While Madison is giving me her latest round of pep-talks, a call comes crackling in from the dispatcher over the radio.
“75-year-old male found unresponsive. Faint pulse. In and out of consciousness. Complaining of chest pain.”
Here we go.
When I get to the ambulance bay, Webber is already there. When she sees me, she just shakes her head and looks away. We wait in silence for a long three minutes before the ambulance whines to a stop and the doors swing open.
Then all hell breaks loose.
They’re rolling the patient out of the rig. He has an oxygen mask on and his eyes are half open, his hand is on his chest. He’s in a lot of pain.
Webber lets out an ear-piercing scream when she sees him.
“Dad!” she says.
It’s Webber’s father. I’ve met him once before. A retired Army Sargent. A great guy who currently appears to be in very bad shape.
The paramedic is rattling off his vitals and I’m not sure if Webber is even listening so I’m doing my absolute best to concentrate on every word that comes out of his mouth. There’s fat tears falling out of Webber’s eyes as she’s trying to shake him, to wake him up.

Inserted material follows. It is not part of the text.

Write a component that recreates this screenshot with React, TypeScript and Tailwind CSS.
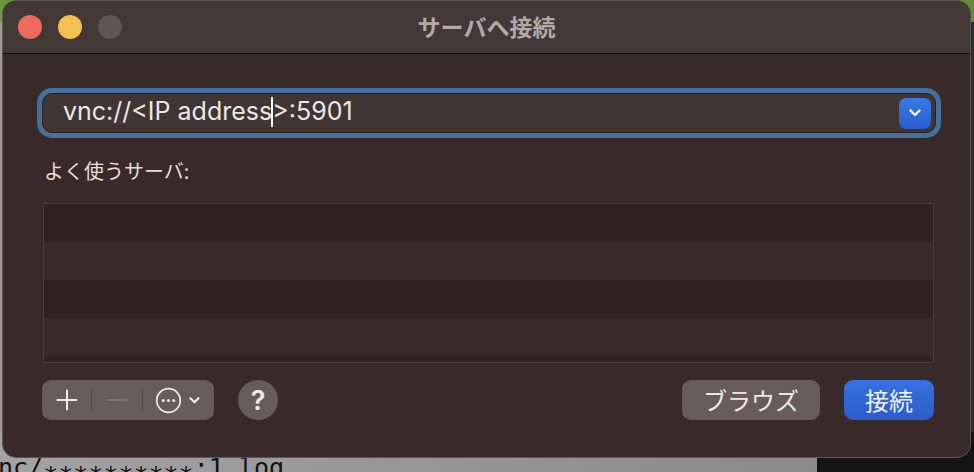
import React from 'react';

const jp = { fontFamily: '"Noto Sans CJK JP", "Noto Sans", sans-serif' };
const latin = { fontFamily: 'Inter, "Noto Sans CJK JP", sans-serif' };

const Chevron: React.FC<{ className?: string }> = ({ className }) => (
  <svg viewBox="0 0 14 10" className={className} fill="none">
    <path d="M2.5 2.5 L7 7 L11.5 2.5" stroke="currentColor" strokeWidth="2.4" strokeLinecap="round" strokeLinejoin="round" />
  </svg>
);

const TrafficLights: React.FC = () => (
  <div className="flex items-center gap-4 pl-[15px]">
    <span className="w-6 h-6 rounded-full bg-[#ec6a5e]" />
    <span className="w-6 h-6 rounded-full bg-[#f4bf4f]" />
    <span className="w-6 h-6 rounded-full bg-[#5f5654]" />
  </div>
);

const ServerField: React.FC = () => (
  <div className="ml-[39px] mr-[34px] rounded-[10px] shadow-[0_0_0_5px_#44709b] bg-[#3f3532] h-10 flex items-center pl-5 pr-1 border border-[#2a201e]">
    <div className="flex-1 text-[25px] text-[#ebe7e4] leading-none" style={latin}>
      vnc://&lt;IP address<span className="inline-block w-[2px] h-[30px] bg-white align-middle -mx-[1px] -mt-[3px]" />&gt;:5901
    </div>
    <button className="w-8 h-[31px] rounded-[7px] bg-gradient-to-b from-[#3a78e6] to-[#2a5ecf] flex items-center justify-center text-white">
      <Chevron className="w-[14px] h-[10px]" />
    </button>
  </div>
);

const FavoriteList: React.FC = () => {
  const rows = ['bg-[#2f2220]', 'bg-[#382b29]', 'bg-[#2f2220]', 'bg-[#382b29]'];
  return (
    <div className="ml-[40px] mr-[36px] h-[160px] border border-[#45403e] bg-[#2f2220] overflow-hidden">
      {rows.map((c, i) => (
        <div key={i} className={`${c} h-[38px]`} />
      ))}
    </div>
  );
};

const BottomBar: React.FC = () => (
  <div className="flex items-center ml-[39px] mr-[36px] mt-[17px] h-10">
    <div className="flex items-center h-10 w-[172px] rounded-[9px] bg-[#675c59] text-[#efebea]">
      <div className="w-[49px] flex justify-center">
        <svg viewBox="0 0 22 22" className="w-[22px] h-[22px]">
          <path d="M11 1.5v19M1.5 11h19" stroke="currentColor" strokeWidth="2" strokeLinecap="round" />
        </svg>
      </div>
      <span className="w-px h-[22px] bg-[#53494a]" />
      <div className="w-[50px] flex justify-center">
        <svg viewBox="0 0 22 22" className="w-[22px] h-[22px]">
          <path d="M1.5 11h19" stroke="#7f7573" strokeWidth="2" strokeLinecap="round" />
        </svg>
      </div>
      <span className="w-px h-[22px] bg-[#53494a]" />
      <div className="flex items-center pl-[12px] gap-[6px]">
        <svg viewBox="0 0 28 28" className="w-[27px] h-[27px]">
          <circle cx="14" cy="14" r="12.2" fill="none" stroke="currentColor" strokeWidth="1.8" />
          <circle cx="8.6" cy="14" r="1.6" fill="currentColor" />
          <circle cx="14" cy="14" r="1.6" fill="currentColor" />
          <circle cx="19.4" cy="14" r="1.6" fill="currentColor" />
        </svg>
        <Chevron className="w-[13px] h-[9px]" />
      </div>
    </div>
    <button
      className="ml-[24px] w-10 h-10 rounded-full bg-[#675c59] text-[#efebea] text-[27px] font-semibold flex items-center justify-center leading-none"
      style={latin}
    >
      ?
    </button>
    <div className="flex-1" />
    <button className="w-[138px] h-10 rounded-[9px] bg-[#675c59] text-[#ece8e6] text-[24px] leading-none" style={jp}>
      ブラウズ
    </button>
    <button
      className="ml-[24px] w-[90px] h-10 rounded-[9px] bg-gradient-to-b from-[#3572e0] to-[#2a5cc9] text-[#f2f2f7] text-[24px] leading-none"
      style={jp}
    >
      接続
    </button>
  </div>
);

const App: React.FC = () => {
  return (
    <div className="relative w-[974px] h-[472px] overflow-hidden bg-[#141414]">
      {/* desktop behind the sheet */}
      <div className="absolute inset-0 flex flex-col">
        <div className="h-[22px] flex">
          <div className="w-[30px] bg-[#6b9a3c]" />
          <div className="flex-1" />
          <div className="w-[30px] bg-[#5f8c35]" />
        </div>
        <div className="flex-1 flex">
          <div className="w-[30px] bg-[#9b9b9b]" />
          <div className="flex-1" />
          <div className="w-[30px] bg-[#2c2c2c]" />
        </div>
        <div className="h-[40px] flex">
          <div className="w-[817px] bg-gradient-to-r from-[#a3a3a3] to-[#8a8a8a] overflow-hidden">
            <div
              className="text-[25px] leading-none text-[#111] mt-[23px] -ml-[2px] whitespace-nowrap"
              style={{ fontFamily: '"DejaVu Sans Mono", monospace' }}
            >
              nc/<span className="relative top-[8px]">**********</span>:1.log
            </div>
          </div>
          <div className="flex-1 bg-[#141414]" />
        </div>
      </div>

      {/* sheet window */}
      <div className="relative ml-[2px] w-[969px] h-[458px] rounded-[14px] border border-[#5e5654] bg-[#382a28] overflow-hidden" style={jp}>
        <div className="relative h-[53px] bg-[#423835] border-b border-[#0f0a09] flex items-center">
          <TrafficLights />
          <div className="absolute inset-0 flex items-center justify-center text-[23px] font-bold text-[#b3a9a6] pb-[1px]">
            サーバへ接続
          </div>
        </div>
        <div className="pt-[39px]">
          <ServerField />
          <div className="ml-[41px] mt-[25px] h-[26px] text-[20px] leading-[26px] text-[#e4dfdc]">
            よく使うサーバ:
          </div>
          <div className="mt-[19px]">
            <FavoriteList />
          </div>
          <BottomBar />
        </div>
      </div>
    </div>
  );
};

export default App;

“Dad!” She’s shouting into his face. He’s not responding now. She slaps him, hard, and he comes to for a moment—confused, eyes wild and searching.
“Doris?” He asks.
“No, dad, it’s me, Delilah. Mom is gone. It’s your daughter, Delilah.”

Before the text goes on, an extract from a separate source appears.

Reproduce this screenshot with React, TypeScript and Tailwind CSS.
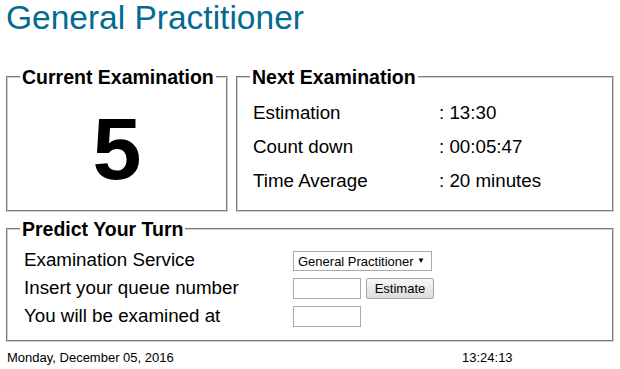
import React from "react";

const fs =
  "border-2 [border-style:groove] border-[#d0d0d0] pl-[12px] m-0 min-w-0";
const lg = "px-[2px] text-[19.5px] font-bold leading-[22px] whitespace-nowrap";

export default function App() {
  return (
    <div className="w-[620px] h-[369px] bg-white px-[6px] font-['Liberation_Sans',Arial,sans-serif] text-black overflow-hidden">
      <h1 className="text-[33.5px] leading-[38px] text-[#036b92] mt-[-1px] font-normal">
        General Practitioner
      </h1>

      <div className="flex gap-2 mt-[29px] items-stretch">
        <fieldset className={`${fs} pr-[2px] w-[222px] shrink-0`}>
          <legend className={lg}>Current Examination</legend>
          <div className="h-[122px] flex items-center justify-center pr-[10px]">
            <span className="text-[88px] font-bold leading-[88px]">5</span>
          </div>
        </fieldset>

        <fieldset className={`${fs} pr-[12px] flex-1`}>
          <legend className={lg}>Next Examination</legend>
          <div className="pt-[8px] pb-[12px] pl-[3px] text-[18.75px] leading-[34px] grid grid-cols-[186px_1fr]">
            <div>Estimation</div>
            <div>: 13:30</div>
            <div>Count down</div>
            <div>: 00:05:47</div>
            <div>Time Average</div>
            <div>: 20 minutes</div>
          </div>
        </fieldset>
      </div>

      <fieldset className={`${fs} pr-[12px] mt-[6px]`}>
        <legend className={lg}>Predict Your Turn</legend>
        <div className="pt-[6px] pb-[10px] pl-[4px] text-[18.75px] grid grid-cols-[269px_1fr]">
          <div className="h-[28px] flex items-center">Examination Service</div>
          <div className="h-[28px] flex items-center">
            <div className="w-[139px] h-[20px] border border-[#a9a9a9] bg-white flex items-center justify-between pl-[4px] pr-[6px] text-[13px] leading-none mt-[2px]">
              <span>General Practitioner</span>
              <span className="text-[8px]">▼</span>
            </div>
          </div>
          <div className="h-[28px] flex items-center">Insert your queue number</div>
          <div className="h-[28px] flex items-center gap-[5px]">
            <div className="w-[68px] h-[21px] border border-[#a9a9a9] bg-white" />
            <div className="w-[68px] h-[21px] border border-[#a6a6a6] rounded-[2px] bg-gradient-to-b from-[#f7f7f7] to-[#dcdcdc] flex items-center justify-center text-[13px] leading-none">
              Estimate
            </div>
          </div>
          <div className="h-[28px] flex items-center">You will be examined at</div>
          <div className="h-[28px] flex items-center">
            <div className="w-[68px] h-[21px] border border-[#a9a9a9] bg-white" />
          </div>
        </div>
      </fieldset>

      <div className="mt-[8px] grid grid-cols-[455px_1fr] text-[13px] leading-[15px] pl-[1px]">
        <div>Monday, December 05, 2016</div>
        <div>13:24:13</div>
      </div>
    </div>
  );
}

Webber is losing it. She’s in no condition to deal with this.
I put my hand on her shoulder. “Let’s get him into a room.”

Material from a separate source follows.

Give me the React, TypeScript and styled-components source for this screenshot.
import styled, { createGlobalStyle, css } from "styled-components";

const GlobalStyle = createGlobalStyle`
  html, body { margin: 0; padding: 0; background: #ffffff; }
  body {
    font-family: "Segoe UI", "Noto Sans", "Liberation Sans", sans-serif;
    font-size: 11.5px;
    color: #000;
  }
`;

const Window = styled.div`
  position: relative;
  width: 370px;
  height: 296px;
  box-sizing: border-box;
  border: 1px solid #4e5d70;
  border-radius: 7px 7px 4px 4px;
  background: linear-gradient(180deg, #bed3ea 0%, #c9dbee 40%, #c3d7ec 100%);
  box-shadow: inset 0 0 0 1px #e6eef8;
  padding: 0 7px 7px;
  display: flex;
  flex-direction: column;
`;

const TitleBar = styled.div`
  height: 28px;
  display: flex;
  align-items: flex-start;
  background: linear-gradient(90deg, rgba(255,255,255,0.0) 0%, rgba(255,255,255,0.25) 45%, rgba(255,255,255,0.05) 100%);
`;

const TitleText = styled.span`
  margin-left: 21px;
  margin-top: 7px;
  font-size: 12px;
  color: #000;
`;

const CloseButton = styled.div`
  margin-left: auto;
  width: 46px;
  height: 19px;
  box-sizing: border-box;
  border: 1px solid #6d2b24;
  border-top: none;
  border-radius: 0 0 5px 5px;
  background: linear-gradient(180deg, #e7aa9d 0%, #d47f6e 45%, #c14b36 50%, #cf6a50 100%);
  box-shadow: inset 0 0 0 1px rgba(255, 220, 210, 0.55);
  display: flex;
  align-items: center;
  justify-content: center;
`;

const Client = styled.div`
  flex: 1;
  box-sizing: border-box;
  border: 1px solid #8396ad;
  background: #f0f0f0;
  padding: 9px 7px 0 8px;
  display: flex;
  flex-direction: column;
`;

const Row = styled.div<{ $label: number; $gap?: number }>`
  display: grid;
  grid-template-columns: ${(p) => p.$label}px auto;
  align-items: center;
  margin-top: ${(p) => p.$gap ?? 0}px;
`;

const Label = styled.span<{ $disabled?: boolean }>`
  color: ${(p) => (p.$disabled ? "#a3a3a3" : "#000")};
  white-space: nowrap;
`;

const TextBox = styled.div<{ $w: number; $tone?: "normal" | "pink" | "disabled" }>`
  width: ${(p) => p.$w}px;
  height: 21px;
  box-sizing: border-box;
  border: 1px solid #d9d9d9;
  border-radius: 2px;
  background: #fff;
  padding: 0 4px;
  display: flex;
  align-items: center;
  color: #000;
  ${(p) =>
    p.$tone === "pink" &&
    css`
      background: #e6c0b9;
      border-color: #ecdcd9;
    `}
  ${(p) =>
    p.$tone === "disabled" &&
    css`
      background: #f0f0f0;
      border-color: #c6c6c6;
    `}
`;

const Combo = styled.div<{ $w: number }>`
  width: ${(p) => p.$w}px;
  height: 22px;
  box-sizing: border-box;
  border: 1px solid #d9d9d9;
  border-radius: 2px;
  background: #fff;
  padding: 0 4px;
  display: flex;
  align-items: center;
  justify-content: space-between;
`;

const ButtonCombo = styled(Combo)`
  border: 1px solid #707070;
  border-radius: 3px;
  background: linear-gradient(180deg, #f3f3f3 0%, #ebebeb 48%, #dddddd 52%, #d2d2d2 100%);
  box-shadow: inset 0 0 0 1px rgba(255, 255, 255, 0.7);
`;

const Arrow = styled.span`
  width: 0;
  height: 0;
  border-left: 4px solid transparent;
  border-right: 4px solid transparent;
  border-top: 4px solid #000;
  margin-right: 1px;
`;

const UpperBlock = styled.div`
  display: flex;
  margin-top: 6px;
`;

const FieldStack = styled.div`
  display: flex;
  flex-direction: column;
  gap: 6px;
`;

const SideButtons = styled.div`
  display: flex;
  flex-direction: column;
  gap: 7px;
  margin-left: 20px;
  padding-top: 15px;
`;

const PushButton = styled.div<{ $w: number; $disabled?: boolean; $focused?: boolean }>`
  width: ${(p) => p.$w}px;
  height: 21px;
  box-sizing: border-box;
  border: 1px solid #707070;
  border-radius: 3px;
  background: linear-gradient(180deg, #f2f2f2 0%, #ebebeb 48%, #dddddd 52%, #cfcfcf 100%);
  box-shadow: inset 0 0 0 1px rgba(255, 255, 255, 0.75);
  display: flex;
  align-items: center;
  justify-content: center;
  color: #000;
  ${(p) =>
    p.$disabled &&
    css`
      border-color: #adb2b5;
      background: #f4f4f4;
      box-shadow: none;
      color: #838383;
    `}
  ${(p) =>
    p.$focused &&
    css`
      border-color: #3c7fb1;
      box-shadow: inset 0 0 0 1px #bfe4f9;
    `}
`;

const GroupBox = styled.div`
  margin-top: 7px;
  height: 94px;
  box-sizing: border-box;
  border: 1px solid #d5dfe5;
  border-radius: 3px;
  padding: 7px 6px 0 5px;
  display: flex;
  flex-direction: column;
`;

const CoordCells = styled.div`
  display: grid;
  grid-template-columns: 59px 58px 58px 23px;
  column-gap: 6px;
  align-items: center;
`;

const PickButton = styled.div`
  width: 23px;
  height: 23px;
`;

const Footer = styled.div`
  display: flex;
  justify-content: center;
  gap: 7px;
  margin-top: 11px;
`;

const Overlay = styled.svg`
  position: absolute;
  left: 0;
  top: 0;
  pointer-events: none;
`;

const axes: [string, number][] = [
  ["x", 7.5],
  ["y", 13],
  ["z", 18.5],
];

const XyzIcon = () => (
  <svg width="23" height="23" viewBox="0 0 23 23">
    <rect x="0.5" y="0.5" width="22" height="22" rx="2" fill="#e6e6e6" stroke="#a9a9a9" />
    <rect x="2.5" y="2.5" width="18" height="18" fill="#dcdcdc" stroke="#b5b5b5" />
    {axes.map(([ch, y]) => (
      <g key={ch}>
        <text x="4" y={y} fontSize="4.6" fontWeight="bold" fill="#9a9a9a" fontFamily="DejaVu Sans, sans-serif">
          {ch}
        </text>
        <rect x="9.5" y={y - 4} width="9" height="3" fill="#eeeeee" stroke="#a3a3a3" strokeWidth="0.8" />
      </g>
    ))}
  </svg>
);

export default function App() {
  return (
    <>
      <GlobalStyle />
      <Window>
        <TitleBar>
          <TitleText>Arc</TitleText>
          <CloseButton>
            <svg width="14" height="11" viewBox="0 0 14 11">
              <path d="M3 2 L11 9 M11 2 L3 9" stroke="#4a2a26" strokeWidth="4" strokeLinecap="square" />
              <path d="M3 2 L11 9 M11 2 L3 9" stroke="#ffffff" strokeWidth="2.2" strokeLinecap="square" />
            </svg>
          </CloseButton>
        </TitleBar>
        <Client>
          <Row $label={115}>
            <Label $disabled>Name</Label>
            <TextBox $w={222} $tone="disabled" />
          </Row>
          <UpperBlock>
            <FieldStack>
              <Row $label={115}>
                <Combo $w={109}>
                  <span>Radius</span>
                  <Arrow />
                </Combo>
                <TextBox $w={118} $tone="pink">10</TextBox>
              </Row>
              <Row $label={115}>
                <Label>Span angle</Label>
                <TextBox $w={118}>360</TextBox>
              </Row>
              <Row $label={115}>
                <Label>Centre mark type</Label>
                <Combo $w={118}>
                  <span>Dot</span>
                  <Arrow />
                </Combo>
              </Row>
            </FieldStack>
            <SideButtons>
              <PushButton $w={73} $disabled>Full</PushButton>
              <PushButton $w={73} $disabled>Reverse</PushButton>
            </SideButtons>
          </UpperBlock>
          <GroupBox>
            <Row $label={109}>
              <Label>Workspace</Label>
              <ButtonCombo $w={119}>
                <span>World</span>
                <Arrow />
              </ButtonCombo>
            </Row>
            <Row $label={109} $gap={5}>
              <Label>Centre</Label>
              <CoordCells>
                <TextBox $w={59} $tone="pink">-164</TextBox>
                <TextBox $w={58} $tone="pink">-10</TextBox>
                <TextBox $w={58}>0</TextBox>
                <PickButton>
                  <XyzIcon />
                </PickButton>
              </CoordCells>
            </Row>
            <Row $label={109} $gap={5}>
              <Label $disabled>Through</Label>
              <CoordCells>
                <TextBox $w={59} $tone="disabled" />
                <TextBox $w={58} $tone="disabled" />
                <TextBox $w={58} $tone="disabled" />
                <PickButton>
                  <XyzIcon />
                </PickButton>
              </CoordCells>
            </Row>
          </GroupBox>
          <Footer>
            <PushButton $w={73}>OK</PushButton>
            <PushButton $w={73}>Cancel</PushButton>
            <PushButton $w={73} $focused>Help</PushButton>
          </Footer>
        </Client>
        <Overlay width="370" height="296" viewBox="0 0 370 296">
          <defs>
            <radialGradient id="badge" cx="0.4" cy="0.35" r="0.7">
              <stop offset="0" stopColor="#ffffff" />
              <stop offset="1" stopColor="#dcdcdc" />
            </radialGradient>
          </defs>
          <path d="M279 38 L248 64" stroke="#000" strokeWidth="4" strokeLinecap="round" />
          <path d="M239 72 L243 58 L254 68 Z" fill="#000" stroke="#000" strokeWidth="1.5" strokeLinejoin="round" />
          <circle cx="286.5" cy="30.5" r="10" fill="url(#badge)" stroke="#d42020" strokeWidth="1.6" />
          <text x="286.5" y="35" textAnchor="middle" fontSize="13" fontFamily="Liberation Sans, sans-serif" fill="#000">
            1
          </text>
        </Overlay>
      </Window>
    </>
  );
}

She whirls around. “Don’t you touch me,” she screams. “And don’t even think about touching him.”
That seems to at least jolt her out of her panic and she’s back to doctor mode, giving orders to the nurses.
We get him into the trauma room. I want to leave, to get away from her, get away from the entire situation. But I can’t. She’s pretending like she’s in control, but her hands are shaking, and I don’t think she’s going to make good decisions. She’s way too c
lose to the situation.
Webber frantically reads the EKG. She’s like a scared animal. Finally, she looks up and announces to the room, “Ok, people. He’s having a heart attack. The EKG shows an inferior stemi. This is his second heart attack. You know what to do. Follow my orders.”
Then she turns to her dad who is now semi-awake. “You’re having another heart attack Dad, but don’t worry we’re going to take good care of you.”
He manages to say something. “My back hurts like hell.” And he’s clutching his stomach too.
Webber just nods and orders aspirin and Heparin from Madison who immediately starts to prepare it.
Something is not right.
I don’t think this is a heart attack. Back pain and belly pain means it could be an aortic dissection—easily confused with a heart attack.
And if Webber gives him what she intends to give him it’s going to kill him. If I’m right and she’s wrong, she’s going to kill her father.
“Doctor,” I say to her.
“Not now,” she says. “If you can’t help then stay the hell out of the way.”
“Have you considered—“
She snaps at me. “I was trying to be polite before but now I’m going to be blunt. Do not say another word to me.”
I go over to where Madison is working on the meds and whisper to her to take the blood pressure in both arms before she gives the meds.
“Are you sure? Webber will jump all over me.”
“Please. It’s possible this isn’t a heart attack and Webber isn’t thinking clearly about it.”
Madison does what I ask. She starts taking his blood pressure.
“What are you doing?” Webber asks. “I ordered aspirin. He’s having a heart attack.”
“It’s coming,” Madison says. “I’m just taking his blood pressure. The meds will be here in one moment.”
The blood pressures in both arms are slightly different. That’s enough to warrant an ultrasound of his belly to check for dissection.